* _Given task_: Go through the data below. List every line that holds the word "this".

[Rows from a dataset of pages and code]
++++++++++++++++++++

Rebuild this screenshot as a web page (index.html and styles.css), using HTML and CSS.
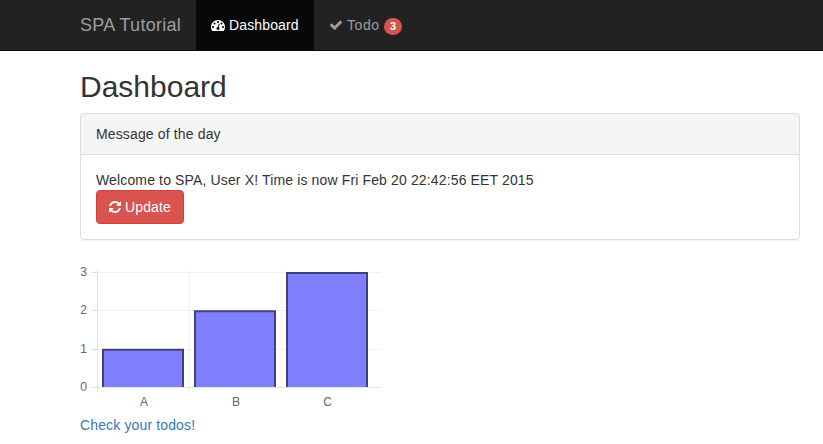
FILE: index.html
```html
<!DOCTYPE html>
<html lang="en">
<head>
<meta charset="utf-8">
<title>SPA Tutorial</title>
<link rel="stylesheet" href="styles.css">
</head>
<body>
<nav class="navbar">
  <div class="container navbar-inner">
    <a class="brand">SPA Tutorial</a>
    <a class="nav-link active"><svg class="icon" viewBox="0 0 1792 1792"><path d="M384 1152q0-53-37.5-90.5t-90.5-37.5-90.5 37.5-37.5 90.5 37.5 90.5 90.5 37.5 90.5-37.5 37.5-90.5zm192-448q0-53-37.5-90.5t-90.5-37.5-90.5 37.5-37.5 90.5 37.5 90.5 90.5 37.5 90.5-37.5 37.5-90.5zm428 481l101-382q6-26-7.5-48.5t-38.5-29.5-48 6.5-30 39.5l-101 382q-60 5-107 43.5t-63 98.5q-20 77 20 146t117 89 146-20 89-117q16-60-6-117t-72-91zm660-33q0-53-37.5-90.5t-90.5-37.5-90.5 37.5-37.5 90.5 37.5 90.5 90.5 37.5 90.5-37.5 37.5-90.5zm-640-640q0-53-37.5-90.5t-90.5-37.5-90.5 37.5-37.5 90.5 37.5 90.5 90.5 37.5 90.5-37.5 37.5-90.5zm448 192q0-53-37.5-90.5t-90.5-37.5-90.5 37.5-37.5 90.5 37.5 90.5 90.5 37.5 90.5-37.5 37.5-90.5zm320 448q0 261-141 483-19 29-54 29h-1402q-35 0-54-29-141-221-141-483 0-182 71-348t191-286 286-191 348-71 348 71 286 191 191 286 71 348z"/></svg><span>Dashboard</span></a>
    <a class="nav-link"><svg class="icon" viewBox="0 0 1792 1792"><path d="M1671 566q0 40-28 68l-724 724-136 136q-28 28-68 28t-68-28l-136-136-362-362q-28-28-28-68t28-68l136-136q28-28 68-28t68 28l294 295 656-657q28-28 68-28t68 28l136 136q28 28 28 68z"/></svg><span class="todo-label">Todo</span><span class="badge">3</span></a>
  </div>
</nav>
<main class="container content">
  <h2>Dashboard</h2>
  <section class="panel">
    <div class="panel-heading">Message of the day</div>
    <div class="panel-body">
      <div>Welcome to SPA, User X! Time is now Fri Feb 20 22:42:56 EET 2015</div>
      <button class="btn"><svg class="icon icon-refresh" viewBox="128 0 1536 1792"><path d="M1639 1056q0 5-1 7-64 268-268 434.5t-478 166.5q-146 0-282.5-55t-243.5-157l-129 129q-19 19-45 19t-45-19-19-45v-448q0-26 19-45t45-19h448q26 0 45 19t19 45-19 45l-137 137q71 66 161 102t187 36q134 0 250-65t186-179q11-17 53-117 8-23 30-23h192q13 0 22.5 9.5t9.5 22.5zm25-800v448q0 26-19 45t-45 19h-448q-26 0-45-19t-19-45 19-45l138-138q-148-137-349-137-134 0-250 65t-186 179q-11 17-53 117-8 23-30 23h-199q-13 0-22.5-9.5t-9.5-22.5v-7q65-268 270-434.5t480-166.5q146 0 284 55.5t245 156.5l130-129q19-19 45-19t45 19 19 45z"/></svg><span>Update</span></button>
    </div>
  </section>
  <svg class="chart" width="300" height="150" viewBox="0 0 300 150">
    <g class="grid">
      <path d="M12 12.5H300M12 50.5H300M12 89.5H300M109.5 9V132M201.5 9V132"/>
      <path class="axis" d="M12 127.5H300M17.5 9V132"/>
      <path class="axis" d="M12 12.5H17M12 50.5H17M12 89.5H17"/>
    </g>
    <g class="bars">
      <path d="M23 127V89.67H103V127"/>
      <path d="M115 127V51.33H195V127"/>
      <path d="M207 127V13H287V127"/>
    </g>
    <g class="labels">
      <text x="7" y="16" class="y-label">3</text>
      <text x="7" y="54" class="y-label">2</text>
      <text x="7" y="93" class="y-label">1</text>
      <text x="7" y="131" class="y-label">0</text>
      <text x="64" y="146">A</text>
      <text x="156" y="146">B</text>
      <text x="247.5" y="146">C</text>
    </g>
  </svg>
  <a class="todo-link">Check your todos!</a>
</main>
</body>
</html>
```
FILE: styles.css
```css
* {
  box-sizing: border-box;
}

body {
  margin: 0;
  background: #fff;
  color: #333;
  font: 14px/20px "Liberation Sans", Arial, sans-serif;
  letter-spacing: 0.14px;
}

.container {
  width: 720px;
  margin-left: 80px;
}

.navbar {
  height: 51px;
  background: #222;
  border-bottom: 1px solid #080808;
}

.navbar-inner {
  display: flex;
}

.brand {
  width: 116px;
  padding: 15px 0;
  color: #9d9d9d;
  font-size: 18px;
  letter-spacing: 0.28px;
  white-space: nowrap;
}

.nav-link {
  display: flex;
  align-items: center;
  gap: 4px;
  height: 50px;
  padding: 0 15px;
  color: #9d9d9d;
}

.nav-link.active {
  width: 118px;
  background: #080808;
  color: #fff;
}

.todo-label {
  width: 33px;
  letter-spacing: 0.6px;
}

.icon {
  flex: none;
  width: 14px;
  height: 14px;
  fill: currentColor;
}

.icon-refresh {
  width: 12px;
}

.badge {
  width: 18px;
  margin-top: 3px;
  padding: 3px 0;
  border-radius: 10px;
  background: #d9534f;
  color: #fff;
  font-size: 11px;
  font-weight: bold;
  letter-spacing: 0;
  line-height: 11px;
  text-align: center;
}

.content {
  padding-top: 19px;
}

h2 {
  margin: 0 0 10px;
  font-size: 30px;
  font-weight: normal;
  letter-spacing: 0;
  line-height: 33px;
}

.panel {
  margin-bottom: 20px;
  border: 1px solid #ddd;
  border-radius: 4px;
  box-shadow: 0 1px 1px rgba(0, 0, 0, 0.05);
}

.panel-heading {
  padding: 10px 15px;
  border-bottom: 1px solid #ddd;
  border-radius: 3px 3px 0 0;
  background: #f5f5f5;
}

.panel-body {
  padding: 15px;
}

.btn {
  display: flex;
  align-items: center;
  gap: 4px;
  width: 88px;
  height: 34px;
  padding: 0 12px;
  border: 1px solid #d43f3a;
  border-radius: 4px;
  background: #d9534f;
  color: #fff;
  font: inherit;
  letter-spacing: inherit;
}

.chart {
  display: block;
  margin-bottom: 5px;
  letter-spacing: 0;
}

.grid path {
  fill: none;
  stroke: rgba(0, 0, 0, 0.05);
}

.grid .axis {
  stroke: rgba(0, 0, 0, 0.1);
}

.bars path {
  fill: #8080ff;
  stroke: #404080;
  stroke-width: 2px;
}

.labels text {
  fill: #666;
  font-size: 12px;
  text-anchor: middle;
}

.labels .y-label {
  text-anchor: end;
}

.todo-link {
  color: #337ab7;
}
```
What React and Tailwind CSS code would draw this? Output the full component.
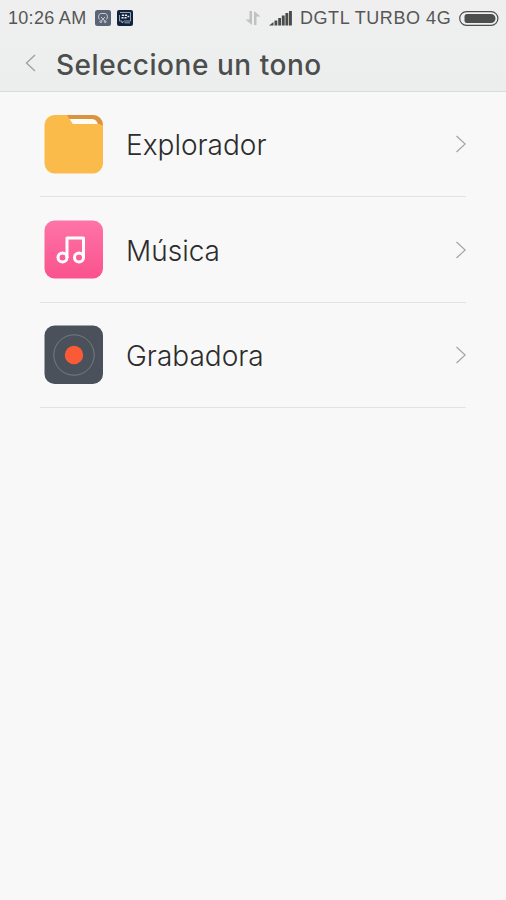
import React from "react";

const FolderIcon = () => (
  <svg className="h-[59px] w-[59px]" viewBox="0 0 59 59">
    <rect x="0.5" y="0" width="58.500" height="58.500" rx="10" fill="#fbbb4a" />
    <path d="M23 0H49a10 10 0 0 1 10 10L50 9.500H29Z" fill="#dc9340" />
    <path d="M25.5 4H48c3.500 .4 5.300 2.500 6 5.500H29Z" fill="#fffdf3" />
    <path d="M28.500 9H56l3 2.500V14H29Z" fill="#fbbb4a" />
  </svg>
);

const MusicIcon = () => (
  <svg className="h-[59px] w-[59px]" viewBox="0 0 59 59">
    <defs>
      <linearGradient id="pink" x1="0" y1="0" x2="0" y2="1">
        <stop offset="0" stopColor="#fe74a6" />
        <stop offset="1" stopColor="#fa528d" />
      </linearGradient>
    </defs>
    <rect x="0.5" y="0.5" width="58.500" height="58" rx="10" fill="url(#pink)" />
    <g fill="none" stroke="#fff" strokeWidth="3">
      <circle cx="18.500" cy="37.500" r="4.500" />
      <circle cx="35" cy="37.500" r="4.500" />
      <path d="M23 38V18H39.500V38" strokeLinejoin="round" />
    </g>
  </svg>
);

const RecorderIcon = () => (
  <svg className="h-[59px] w-[59px]" viewBox="0 0 59 59">
    <rect x="0.500" y="0.500" width="58.500" height="58.500" rx="10" fill="#4b515b" />
    <circle cx="30" cy="30" r="20.200" fill="none" stroke="#737d80" />
    <circle cx="30" cy="30" r="9.200" fill="#fb5a37" />
  </svg>
);

const ChevronRight = () => (
  <svg className="h-[18px] w-[11px]" viewBox="0 0 11 18">
    <path d="M1.500 1L10.200 9L1.500 17" fill="none" stroke="#a3a3a3" strokeWidth="1.200" />
  </svg>
);

const ScissorsBadge = () => (
  <svg className="h-4 w-4" viewBox="0 0 16 16">
    <rect width="16" height="16" rx="2.500" fill="#5b6474" />
    <g fill="none" stroke="#d3d7de" strokeWidth="0.900">
      <path d="M4.500 9.500C3 8 3.300 4 5.500 3.500H10.500C12.700 4 13 8 11.500 9.500" />
      <path d="M6 7L9.800 11M10 7L6.200 11" />
      <circle cx="5.800" cy="11.700" r="0.900" />
      <circle cx="10.200" cy="11.700" r="0.900" />
    </g>
  </svg>
);

const MessengerBadge = () => (
  <svg className="h-4 w-4" viewBox="0 0 16 16">
    <rect width="16" height="16" rx="2" fill="#14233b" />
    <path
      d="M3 2.500H13.500V11H7.500L5 13V11H2.500V5M7.500 12.800H13"
      fill="none"
      stroke="#9db3ca"
      strokeWidth="0.900"
    />
    <path
      d="M5 4.500H7V6H4.700ZM8 4.500H10V6H7.700ZM4.600 7H6.600V8.500H4.300ZM7.600 7H9.600V8.500H7.300ZM10.600 5.800H12.300V7.200H10.400Z"
      fill="#e6edf4"
    />
  </svg>
);

const DataArrows = () => (
  <svg className="h-4 w-4" viewBox="0 0 16 16" fill="#c0c2c2">
    <path d="M4.500 1H7V15L0.500 9.500H4.500Z" />
    <path d="M9 1L15.500 6.500H11.500V15H9Z" />
  </svg>
);

const SignalBars = () => (
  <svg className="h-[15px] w-[23px]" viewBox="0 0 23 15" fill="#4a4c4b">
    <path d="M0 14.500L4.500 11V14.500Z" />
    <rect x="5.500" y="9.500" width="2.800" height="5" />
    <rect x="9.200" y="7" width="2.800" height="7.500" />
    <rect x="12.800" y="4.500" width="2.900" height="10" />
    <rect x="16.400" y="2" width="2.900" height="12.500" />
    <rect x="20" y="0" width="2.900" height="14.500" />
  </svg>
);

const Battery = () => (
  <svg className="h-[15px] w-10" viewBox="0 0 40 15">
    <rect x="0.700" y="0.700" width="38.200" height="13.600" rx="6.800" fill="none" stroke="#4d4f4e" strokeWidth="1.200" />
    <path d="M8 3H32a4.500 4.500 0 0 1 0 9H8a2.500 2.500 0 0 1-2.500-2.500V5.500A2.500 2.500 0 0 1 8 3Z" fill="#4d4f4e" />
  </svg>
);

const items = [
  { name: "Explorador", icon: <FolderIcon /> },
  { name: "Música", icon: <MusicIcon /> },
  { name: "Grabadora", icon: <RecorderIcon /> },
];

const App = () => {
  return (
    <div className="flex h-[900px] w-[506px] flex-col overflow-hidden bg-[#f8f8f8] font-['Liberation_Sans',Arial,sans-serif]">
      <header className="h-[92px] border-b border-[#dadcdc] bg-gradient-to-b from-[#efefef] to-[#eceeee]">
        <div className="flex h-9 items-center pl-2 pr-[7px] text-[#555756]">
          <span className="w-[87px] whitespace-nowrap pt-px text-[18px] tracking-[0.3px]">
            10:26 AM
          </span>
          <ScissorsBadge />
          <div className="ml-1.5">
            <MessengerBadge />
          </div>
          <div className="ml-auto flex items-center">
            <DataArrows />
            <div className="ml-2">
              <SignalBars />
            </div>
            <span className="ml-2 w-[159px] whitespace-nowrap pt-px text-[18px] tracking-[0.55px]">
              DGTL TURBO 4G
            </span>
            <Battery />
          </div>
        </div>
        <div className="flex h-[54px] items-center pl-[25px]">
          <svg className="h-[18px] w-[11px]" viewBox="0 0 11 18">
            <path d="M10 1L1.500 9L10 17" fill="none" stroke="#a0a3a2" strokeWidth="1.400" />
          </svg>
          <h1 className="ml-[20px] whitespace-nowrap pt-[3px] font-['Inter',sans-serif] text-[28px] font-medium leading-none tracking-[0.53px] text-[#4b4e4d]">
            Seleccione un tono
          </h1>
        </div>
      </header>
      <main className="px-10">
        {items.map((item) => (
          <div
            key={item.name}
            className="flex h-[105.4px] items-center border-b border-[#e2e2e2] pl-1"
          >
            {item.icon}
            <span className="ml-[23px] flex-1 pt-0.5 font-['Inter',sans-serif] text-[28px] font-light text-[#2c2c2c]">
              {item.name}
            </span>
            <ChevronRight />
          </div>
        ))}
      </main>
    </div>
  );
};

export default App;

++++++++++++++++++++

* _Reply to the exercise_:
Rebuild this screenshot as a web page (index.html and styles.css), using HTML and CSS.
What React and Tailwind CSS code would draw this? Output the full component.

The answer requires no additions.